Work to be completed =>
List each line of the data that holds the string "page".

··· Records for the exercise

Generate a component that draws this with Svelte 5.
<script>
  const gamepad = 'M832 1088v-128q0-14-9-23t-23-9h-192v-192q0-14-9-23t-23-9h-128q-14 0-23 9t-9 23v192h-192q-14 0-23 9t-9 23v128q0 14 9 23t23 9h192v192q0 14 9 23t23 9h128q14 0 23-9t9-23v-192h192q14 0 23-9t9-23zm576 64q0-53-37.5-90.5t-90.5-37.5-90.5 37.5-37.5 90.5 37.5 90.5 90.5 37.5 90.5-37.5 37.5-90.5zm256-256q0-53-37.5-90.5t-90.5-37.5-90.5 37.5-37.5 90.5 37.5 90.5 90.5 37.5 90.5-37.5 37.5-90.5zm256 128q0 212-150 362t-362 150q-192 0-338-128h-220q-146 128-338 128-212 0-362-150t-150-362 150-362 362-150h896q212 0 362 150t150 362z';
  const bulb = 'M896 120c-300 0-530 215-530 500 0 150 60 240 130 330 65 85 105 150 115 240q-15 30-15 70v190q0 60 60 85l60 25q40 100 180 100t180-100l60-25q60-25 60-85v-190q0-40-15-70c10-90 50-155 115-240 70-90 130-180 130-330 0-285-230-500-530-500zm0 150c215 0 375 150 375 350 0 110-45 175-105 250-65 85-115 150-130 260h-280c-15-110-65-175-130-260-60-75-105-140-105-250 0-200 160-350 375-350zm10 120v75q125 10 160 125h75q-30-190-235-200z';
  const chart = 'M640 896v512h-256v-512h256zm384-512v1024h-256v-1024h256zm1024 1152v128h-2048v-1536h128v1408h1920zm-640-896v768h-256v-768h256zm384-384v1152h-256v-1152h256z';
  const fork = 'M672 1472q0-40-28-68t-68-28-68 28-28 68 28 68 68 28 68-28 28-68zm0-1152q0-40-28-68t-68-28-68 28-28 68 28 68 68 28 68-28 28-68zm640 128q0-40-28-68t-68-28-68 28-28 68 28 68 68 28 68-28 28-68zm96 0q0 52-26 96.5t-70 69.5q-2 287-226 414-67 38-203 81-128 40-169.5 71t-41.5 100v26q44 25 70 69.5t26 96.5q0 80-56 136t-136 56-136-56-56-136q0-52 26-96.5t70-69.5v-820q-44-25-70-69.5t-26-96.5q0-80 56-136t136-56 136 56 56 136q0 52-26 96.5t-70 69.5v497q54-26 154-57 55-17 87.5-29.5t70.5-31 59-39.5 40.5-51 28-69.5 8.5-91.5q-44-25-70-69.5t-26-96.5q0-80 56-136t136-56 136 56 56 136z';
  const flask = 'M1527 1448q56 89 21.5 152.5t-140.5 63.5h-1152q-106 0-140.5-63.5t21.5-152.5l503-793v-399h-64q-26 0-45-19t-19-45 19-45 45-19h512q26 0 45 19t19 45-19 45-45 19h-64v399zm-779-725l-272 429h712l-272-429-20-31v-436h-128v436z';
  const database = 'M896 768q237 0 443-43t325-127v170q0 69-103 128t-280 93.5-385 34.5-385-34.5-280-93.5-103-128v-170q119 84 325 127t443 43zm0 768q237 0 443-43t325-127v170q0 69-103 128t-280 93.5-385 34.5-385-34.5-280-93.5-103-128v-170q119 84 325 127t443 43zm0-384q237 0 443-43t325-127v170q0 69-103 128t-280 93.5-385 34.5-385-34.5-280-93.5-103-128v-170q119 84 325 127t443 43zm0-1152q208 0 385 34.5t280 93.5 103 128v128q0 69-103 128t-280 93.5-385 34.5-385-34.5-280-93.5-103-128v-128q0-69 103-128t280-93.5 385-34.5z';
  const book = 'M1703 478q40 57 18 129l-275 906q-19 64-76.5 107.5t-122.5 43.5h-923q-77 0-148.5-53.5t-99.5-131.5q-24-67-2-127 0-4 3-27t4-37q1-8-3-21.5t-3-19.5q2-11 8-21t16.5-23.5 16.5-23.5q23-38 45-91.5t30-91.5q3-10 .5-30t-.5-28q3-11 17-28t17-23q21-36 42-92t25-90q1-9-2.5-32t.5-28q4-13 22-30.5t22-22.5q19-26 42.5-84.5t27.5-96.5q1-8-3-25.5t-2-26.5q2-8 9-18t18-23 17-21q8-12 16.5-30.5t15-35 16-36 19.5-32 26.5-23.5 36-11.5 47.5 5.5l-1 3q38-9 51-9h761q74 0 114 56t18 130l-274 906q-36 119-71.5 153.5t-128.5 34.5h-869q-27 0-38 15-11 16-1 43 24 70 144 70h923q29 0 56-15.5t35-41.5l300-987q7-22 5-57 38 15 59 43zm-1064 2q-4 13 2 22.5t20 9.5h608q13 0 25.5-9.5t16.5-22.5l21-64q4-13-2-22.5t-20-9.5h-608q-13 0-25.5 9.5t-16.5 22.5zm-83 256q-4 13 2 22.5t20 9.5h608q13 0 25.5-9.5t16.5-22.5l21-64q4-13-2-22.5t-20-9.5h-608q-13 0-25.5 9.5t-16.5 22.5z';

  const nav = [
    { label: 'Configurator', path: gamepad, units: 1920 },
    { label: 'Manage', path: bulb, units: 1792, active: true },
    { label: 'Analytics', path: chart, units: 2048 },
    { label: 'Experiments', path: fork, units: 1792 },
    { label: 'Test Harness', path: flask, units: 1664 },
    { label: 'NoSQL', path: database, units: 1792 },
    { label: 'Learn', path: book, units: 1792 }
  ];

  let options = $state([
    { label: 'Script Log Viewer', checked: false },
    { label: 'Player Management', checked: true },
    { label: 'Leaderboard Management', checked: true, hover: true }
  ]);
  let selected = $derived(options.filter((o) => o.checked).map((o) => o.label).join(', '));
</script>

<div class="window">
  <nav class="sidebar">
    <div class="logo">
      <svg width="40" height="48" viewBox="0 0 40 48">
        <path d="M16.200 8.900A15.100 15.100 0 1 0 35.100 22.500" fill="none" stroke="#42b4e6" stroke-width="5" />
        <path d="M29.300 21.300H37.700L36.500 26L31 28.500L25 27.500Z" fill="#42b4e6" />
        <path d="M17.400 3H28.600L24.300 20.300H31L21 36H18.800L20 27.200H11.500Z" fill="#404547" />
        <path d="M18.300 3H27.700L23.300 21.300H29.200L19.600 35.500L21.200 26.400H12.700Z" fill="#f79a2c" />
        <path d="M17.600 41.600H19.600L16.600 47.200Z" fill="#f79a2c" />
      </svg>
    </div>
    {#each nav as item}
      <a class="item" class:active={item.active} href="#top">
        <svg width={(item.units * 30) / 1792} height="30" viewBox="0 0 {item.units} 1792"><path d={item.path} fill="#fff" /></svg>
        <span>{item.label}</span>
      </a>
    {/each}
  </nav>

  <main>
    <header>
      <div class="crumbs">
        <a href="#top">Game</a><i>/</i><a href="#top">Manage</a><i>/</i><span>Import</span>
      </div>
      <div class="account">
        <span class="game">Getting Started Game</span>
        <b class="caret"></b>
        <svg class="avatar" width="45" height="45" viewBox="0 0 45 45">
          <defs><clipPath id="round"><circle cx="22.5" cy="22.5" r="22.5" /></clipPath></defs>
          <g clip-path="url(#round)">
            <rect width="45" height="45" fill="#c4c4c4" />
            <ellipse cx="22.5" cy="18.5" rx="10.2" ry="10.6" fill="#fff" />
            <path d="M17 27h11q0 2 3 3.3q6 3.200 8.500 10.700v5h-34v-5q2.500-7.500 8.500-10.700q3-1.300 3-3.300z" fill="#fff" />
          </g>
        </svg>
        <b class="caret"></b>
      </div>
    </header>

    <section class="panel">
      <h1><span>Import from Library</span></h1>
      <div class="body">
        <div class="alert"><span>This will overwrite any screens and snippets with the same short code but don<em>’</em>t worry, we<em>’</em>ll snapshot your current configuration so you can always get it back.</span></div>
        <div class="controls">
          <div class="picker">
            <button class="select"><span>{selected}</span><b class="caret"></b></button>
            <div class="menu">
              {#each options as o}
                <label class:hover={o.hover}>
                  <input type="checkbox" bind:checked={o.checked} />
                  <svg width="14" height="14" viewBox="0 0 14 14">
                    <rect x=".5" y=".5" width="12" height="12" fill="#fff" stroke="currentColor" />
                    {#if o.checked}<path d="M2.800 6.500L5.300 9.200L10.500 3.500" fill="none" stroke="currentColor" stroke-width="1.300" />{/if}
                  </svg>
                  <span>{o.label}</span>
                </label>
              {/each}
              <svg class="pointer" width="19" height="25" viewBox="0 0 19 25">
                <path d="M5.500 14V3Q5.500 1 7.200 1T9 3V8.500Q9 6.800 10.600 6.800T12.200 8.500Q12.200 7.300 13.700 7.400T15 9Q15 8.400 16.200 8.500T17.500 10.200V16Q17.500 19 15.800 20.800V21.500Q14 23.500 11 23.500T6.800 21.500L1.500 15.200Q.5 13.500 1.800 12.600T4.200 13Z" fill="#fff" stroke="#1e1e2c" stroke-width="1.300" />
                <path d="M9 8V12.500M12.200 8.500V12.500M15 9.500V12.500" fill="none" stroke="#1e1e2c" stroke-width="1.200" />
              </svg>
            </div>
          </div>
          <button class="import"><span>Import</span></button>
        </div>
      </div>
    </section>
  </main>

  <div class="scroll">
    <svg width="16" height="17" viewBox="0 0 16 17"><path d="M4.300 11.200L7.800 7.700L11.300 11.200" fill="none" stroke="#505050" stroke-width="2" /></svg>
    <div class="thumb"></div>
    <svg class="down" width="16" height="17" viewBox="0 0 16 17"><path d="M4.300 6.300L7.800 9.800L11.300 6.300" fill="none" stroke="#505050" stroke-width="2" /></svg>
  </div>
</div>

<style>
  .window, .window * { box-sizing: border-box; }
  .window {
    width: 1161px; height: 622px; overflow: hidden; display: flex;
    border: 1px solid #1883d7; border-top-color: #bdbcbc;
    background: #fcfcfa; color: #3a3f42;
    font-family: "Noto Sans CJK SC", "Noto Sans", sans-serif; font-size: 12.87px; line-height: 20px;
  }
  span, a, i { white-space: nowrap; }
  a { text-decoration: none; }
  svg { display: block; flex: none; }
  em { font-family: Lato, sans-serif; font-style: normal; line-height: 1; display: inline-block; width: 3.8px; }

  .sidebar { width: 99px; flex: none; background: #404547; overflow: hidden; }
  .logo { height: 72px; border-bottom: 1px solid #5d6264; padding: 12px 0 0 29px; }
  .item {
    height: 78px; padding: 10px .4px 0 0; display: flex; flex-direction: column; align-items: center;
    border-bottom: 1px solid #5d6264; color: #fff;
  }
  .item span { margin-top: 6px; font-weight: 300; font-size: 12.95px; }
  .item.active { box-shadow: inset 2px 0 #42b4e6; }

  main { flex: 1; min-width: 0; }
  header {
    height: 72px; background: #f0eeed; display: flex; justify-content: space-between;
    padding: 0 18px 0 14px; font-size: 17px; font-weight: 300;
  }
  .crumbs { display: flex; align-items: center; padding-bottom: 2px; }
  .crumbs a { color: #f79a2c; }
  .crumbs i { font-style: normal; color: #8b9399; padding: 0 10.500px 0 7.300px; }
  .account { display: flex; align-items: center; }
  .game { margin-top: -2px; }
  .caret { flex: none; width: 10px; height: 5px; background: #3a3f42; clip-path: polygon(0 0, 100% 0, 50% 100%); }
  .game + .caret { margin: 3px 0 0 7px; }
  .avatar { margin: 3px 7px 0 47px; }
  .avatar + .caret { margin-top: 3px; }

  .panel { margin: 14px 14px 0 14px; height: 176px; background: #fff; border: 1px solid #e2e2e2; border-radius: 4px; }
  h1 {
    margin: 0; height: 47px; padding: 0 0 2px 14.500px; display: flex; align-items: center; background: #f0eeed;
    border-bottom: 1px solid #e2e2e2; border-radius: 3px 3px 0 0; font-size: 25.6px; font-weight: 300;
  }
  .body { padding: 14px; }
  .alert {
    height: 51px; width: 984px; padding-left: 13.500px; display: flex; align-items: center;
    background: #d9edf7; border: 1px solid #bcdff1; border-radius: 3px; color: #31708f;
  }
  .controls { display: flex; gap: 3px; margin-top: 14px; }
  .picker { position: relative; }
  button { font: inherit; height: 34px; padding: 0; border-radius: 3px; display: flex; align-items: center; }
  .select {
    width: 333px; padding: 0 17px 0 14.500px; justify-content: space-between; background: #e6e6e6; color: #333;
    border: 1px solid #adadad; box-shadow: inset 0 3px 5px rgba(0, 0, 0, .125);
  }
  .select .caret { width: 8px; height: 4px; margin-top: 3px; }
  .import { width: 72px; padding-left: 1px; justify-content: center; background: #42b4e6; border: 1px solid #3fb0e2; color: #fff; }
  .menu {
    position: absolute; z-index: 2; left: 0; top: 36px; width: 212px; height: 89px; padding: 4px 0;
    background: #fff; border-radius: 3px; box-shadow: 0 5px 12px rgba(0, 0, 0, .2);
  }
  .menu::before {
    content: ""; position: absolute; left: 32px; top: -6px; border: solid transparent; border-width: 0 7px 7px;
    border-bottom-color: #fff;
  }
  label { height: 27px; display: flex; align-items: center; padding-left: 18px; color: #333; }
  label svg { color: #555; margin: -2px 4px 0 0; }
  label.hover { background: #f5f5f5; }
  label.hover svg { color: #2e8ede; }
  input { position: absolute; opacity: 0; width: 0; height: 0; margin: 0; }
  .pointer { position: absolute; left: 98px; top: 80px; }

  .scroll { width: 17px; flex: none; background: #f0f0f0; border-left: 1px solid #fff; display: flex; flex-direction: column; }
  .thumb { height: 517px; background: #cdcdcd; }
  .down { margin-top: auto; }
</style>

······
··· Records for the exercise

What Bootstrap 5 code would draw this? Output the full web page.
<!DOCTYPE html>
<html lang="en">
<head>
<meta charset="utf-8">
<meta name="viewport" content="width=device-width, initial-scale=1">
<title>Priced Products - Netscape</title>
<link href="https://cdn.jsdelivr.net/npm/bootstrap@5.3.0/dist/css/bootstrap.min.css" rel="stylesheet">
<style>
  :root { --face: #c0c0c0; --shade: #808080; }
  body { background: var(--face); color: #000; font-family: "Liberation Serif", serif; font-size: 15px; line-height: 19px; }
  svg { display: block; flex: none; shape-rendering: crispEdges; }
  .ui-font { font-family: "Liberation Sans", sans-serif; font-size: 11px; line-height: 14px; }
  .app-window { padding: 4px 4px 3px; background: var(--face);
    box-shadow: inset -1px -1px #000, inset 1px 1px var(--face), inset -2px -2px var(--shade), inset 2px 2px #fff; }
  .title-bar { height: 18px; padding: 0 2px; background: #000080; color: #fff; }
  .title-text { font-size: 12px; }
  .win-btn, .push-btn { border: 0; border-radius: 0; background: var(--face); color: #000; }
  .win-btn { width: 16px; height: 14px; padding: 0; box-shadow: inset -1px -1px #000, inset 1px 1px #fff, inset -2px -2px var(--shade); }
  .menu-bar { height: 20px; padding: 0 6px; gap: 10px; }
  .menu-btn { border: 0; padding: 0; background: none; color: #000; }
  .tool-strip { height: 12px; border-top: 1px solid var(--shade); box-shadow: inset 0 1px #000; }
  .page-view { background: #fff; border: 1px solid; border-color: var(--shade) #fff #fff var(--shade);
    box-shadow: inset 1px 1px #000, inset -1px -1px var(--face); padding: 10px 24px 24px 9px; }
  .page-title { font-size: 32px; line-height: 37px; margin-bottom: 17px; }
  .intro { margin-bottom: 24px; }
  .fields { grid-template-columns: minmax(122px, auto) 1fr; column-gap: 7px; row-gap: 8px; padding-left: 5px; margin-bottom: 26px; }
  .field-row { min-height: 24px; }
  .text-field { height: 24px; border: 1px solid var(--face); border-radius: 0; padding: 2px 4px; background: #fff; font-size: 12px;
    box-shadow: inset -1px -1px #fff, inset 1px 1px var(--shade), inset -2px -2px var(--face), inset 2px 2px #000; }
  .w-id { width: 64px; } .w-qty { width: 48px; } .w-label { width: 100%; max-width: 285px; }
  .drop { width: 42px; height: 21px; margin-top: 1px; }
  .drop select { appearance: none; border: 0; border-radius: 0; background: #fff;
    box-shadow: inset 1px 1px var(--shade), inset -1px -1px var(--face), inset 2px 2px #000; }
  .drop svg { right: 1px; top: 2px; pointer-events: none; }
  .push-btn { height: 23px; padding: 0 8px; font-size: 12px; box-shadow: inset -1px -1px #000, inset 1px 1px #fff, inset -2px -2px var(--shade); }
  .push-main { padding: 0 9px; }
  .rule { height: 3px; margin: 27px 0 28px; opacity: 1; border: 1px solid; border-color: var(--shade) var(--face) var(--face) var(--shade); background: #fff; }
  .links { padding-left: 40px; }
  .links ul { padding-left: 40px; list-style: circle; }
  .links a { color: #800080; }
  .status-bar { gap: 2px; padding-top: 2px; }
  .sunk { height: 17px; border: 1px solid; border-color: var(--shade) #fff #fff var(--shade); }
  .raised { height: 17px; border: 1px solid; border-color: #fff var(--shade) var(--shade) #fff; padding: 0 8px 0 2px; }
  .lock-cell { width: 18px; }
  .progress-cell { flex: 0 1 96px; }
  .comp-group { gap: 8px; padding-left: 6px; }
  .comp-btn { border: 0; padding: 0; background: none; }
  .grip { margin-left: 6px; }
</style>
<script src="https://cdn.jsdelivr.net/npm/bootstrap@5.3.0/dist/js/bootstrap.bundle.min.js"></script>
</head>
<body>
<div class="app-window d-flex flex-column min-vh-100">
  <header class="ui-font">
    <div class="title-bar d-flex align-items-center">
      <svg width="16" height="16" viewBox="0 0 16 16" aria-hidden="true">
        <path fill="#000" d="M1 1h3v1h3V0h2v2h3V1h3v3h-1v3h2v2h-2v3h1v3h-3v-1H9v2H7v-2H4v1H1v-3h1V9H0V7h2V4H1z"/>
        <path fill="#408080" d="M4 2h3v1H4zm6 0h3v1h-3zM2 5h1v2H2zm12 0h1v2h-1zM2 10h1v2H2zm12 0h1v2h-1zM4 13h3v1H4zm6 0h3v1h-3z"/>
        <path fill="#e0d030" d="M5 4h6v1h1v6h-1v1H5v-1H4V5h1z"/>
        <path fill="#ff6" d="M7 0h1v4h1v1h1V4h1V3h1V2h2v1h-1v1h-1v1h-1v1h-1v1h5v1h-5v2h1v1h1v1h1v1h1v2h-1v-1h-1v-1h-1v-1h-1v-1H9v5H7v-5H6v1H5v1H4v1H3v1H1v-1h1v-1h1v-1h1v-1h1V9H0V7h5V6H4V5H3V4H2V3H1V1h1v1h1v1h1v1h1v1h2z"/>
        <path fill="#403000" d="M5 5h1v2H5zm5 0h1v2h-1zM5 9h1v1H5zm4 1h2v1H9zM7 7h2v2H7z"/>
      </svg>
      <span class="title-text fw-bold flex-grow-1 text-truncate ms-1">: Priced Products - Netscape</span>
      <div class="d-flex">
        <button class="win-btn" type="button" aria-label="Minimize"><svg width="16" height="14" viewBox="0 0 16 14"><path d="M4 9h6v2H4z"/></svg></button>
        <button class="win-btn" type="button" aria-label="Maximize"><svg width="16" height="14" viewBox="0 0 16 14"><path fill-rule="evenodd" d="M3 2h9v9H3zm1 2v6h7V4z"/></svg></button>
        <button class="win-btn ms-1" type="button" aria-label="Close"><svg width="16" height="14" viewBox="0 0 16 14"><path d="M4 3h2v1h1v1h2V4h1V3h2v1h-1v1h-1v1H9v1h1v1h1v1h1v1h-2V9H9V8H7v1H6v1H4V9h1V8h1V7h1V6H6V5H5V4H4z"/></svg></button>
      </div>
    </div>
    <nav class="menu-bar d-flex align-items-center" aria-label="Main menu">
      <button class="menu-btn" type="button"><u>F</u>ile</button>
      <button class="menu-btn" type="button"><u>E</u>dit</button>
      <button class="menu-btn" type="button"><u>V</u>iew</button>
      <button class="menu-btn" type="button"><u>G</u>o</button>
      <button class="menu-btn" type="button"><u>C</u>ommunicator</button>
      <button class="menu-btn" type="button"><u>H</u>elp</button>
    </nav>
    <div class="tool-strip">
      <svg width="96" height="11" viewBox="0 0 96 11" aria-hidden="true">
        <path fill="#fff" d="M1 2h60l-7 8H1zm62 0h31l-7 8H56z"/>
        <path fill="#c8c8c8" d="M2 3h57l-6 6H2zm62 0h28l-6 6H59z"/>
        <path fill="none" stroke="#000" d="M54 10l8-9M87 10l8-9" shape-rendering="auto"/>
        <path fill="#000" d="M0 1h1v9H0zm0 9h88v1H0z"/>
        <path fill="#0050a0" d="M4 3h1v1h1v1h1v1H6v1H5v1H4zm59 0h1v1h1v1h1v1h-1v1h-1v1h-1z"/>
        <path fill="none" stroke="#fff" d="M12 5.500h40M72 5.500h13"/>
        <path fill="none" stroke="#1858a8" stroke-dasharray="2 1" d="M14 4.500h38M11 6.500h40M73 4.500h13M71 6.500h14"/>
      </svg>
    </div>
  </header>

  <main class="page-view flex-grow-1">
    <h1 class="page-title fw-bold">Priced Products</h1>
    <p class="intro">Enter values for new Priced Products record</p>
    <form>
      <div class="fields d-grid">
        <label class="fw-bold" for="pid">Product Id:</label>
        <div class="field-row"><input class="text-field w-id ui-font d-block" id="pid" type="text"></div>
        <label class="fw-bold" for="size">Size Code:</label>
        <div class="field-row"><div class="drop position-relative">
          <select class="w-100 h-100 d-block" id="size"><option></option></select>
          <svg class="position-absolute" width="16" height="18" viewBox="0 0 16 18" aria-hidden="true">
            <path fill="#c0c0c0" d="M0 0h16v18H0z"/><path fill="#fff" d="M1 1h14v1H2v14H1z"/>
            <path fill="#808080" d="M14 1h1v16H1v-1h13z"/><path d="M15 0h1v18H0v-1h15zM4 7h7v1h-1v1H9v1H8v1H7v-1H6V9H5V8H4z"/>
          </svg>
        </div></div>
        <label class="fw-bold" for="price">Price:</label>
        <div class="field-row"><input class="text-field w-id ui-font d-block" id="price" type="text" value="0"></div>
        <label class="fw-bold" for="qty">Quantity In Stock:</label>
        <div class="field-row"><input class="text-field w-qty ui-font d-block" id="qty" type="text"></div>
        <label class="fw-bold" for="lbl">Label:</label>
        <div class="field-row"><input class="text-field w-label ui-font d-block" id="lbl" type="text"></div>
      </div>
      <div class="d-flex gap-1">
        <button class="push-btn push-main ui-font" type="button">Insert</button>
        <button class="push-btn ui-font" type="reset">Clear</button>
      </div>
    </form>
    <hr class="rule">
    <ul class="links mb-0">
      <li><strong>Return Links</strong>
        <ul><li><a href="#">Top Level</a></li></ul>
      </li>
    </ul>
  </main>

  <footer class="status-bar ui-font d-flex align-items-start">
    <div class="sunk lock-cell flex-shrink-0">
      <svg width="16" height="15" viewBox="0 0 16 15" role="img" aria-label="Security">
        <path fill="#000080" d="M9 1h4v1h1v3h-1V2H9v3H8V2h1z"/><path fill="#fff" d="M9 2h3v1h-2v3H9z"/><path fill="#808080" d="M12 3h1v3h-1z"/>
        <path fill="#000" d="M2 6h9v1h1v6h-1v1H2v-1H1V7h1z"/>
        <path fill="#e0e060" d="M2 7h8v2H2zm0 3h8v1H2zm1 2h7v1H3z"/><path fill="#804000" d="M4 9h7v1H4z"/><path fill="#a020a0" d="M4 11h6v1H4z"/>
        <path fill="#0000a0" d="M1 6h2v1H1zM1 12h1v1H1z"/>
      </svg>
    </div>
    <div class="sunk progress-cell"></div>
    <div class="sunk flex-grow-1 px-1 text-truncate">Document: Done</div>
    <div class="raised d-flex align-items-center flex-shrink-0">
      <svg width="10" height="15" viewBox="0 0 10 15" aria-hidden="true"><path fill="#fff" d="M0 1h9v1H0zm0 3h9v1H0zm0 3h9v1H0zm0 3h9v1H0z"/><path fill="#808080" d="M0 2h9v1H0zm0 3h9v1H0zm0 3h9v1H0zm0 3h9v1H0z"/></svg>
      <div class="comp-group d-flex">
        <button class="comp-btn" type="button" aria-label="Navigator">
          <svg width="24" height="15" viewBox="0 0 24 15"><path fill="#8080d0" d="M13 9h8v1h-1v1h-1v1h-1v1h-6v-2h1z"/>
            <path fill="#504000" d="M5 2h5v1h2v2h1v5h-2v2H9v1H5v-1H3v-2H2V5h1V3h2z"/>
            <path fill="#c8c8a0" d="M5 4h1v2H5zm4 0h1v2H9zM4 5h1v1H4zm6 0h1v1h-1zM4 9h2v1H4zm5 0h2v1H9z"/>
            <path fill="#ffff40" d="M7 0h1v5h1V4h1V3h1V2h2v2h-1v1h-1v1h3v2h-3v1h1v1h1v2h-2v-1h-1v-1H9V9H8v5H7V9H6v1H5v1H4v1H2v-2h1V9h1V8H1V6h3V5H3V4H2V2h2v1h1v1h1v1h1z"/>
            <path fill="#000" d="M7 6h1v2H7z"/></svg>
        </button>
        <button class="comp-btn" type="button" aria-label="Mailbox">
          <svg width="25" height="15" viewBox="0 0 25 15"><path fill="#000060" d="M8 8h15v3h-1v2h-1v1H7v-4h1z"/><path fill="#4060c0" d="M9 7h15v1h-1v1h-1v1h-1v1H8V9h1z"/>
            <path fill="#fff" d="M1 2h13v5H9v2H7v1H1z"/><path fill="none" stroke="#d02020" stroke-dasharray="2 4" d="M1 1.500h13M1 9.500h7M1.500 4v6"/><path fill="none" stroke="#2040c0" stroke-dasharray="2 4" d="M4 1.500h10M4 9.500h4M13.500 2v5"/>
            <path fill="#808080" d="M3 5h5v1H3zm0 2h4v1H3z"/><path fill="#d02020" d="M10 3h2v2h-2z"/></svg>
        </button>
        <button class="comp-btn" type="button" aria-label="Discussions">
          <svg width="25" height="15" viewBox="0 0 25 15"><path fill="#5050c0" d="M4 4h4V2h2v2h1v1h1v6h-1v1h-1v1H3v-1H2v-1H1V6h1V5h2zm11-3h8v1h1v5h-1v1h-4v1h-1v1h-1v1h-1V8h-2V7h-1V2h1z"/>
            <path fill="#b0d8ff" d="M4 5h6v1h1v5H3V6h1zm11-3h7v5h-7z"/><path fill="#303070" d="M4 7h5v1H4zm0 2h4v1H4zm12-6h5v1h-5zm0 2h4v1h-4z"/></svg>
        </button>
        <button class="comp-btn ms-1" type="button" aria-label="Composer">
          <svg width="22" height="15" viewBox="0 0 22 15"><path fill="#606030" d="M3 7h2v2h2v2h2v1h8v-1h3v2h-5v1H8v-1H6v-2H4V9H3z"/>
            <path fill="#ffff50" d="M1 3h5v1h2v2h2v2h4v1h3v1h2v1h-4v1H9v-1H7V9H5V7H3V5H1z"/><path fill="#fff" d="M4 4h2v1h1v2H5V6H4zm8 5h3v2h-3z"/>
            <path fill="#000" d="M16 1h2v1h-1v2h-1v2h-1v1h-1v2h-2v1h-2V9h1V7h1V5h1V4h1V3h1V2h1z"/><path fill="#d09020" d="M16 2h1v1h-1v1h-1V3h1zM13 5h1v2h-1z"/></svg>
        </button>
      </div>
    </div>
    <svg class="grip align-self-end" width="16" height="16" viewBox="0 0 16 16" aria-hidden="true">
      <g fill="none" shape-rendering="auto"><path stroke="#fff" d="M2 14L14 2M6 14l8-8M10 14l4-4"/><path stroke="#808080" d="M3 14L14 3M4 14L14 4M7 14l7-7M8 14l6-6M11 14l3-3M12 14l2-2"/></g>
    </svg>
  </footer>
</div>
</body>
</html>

······

Response =>
What Bootstrap 5 code would draw this? Output the full web page.
  .page-view { background: #fff; border: 1px solid; border-color: var(--shade) #fff #fff var(--shade);
  .page-title { font-size: 32px; line-height: 37px; margin-bottom: 17px; }
  <main class="page-view flex-grow-1">
    <h1 class="page-title fw-bold">Priced Products</h1>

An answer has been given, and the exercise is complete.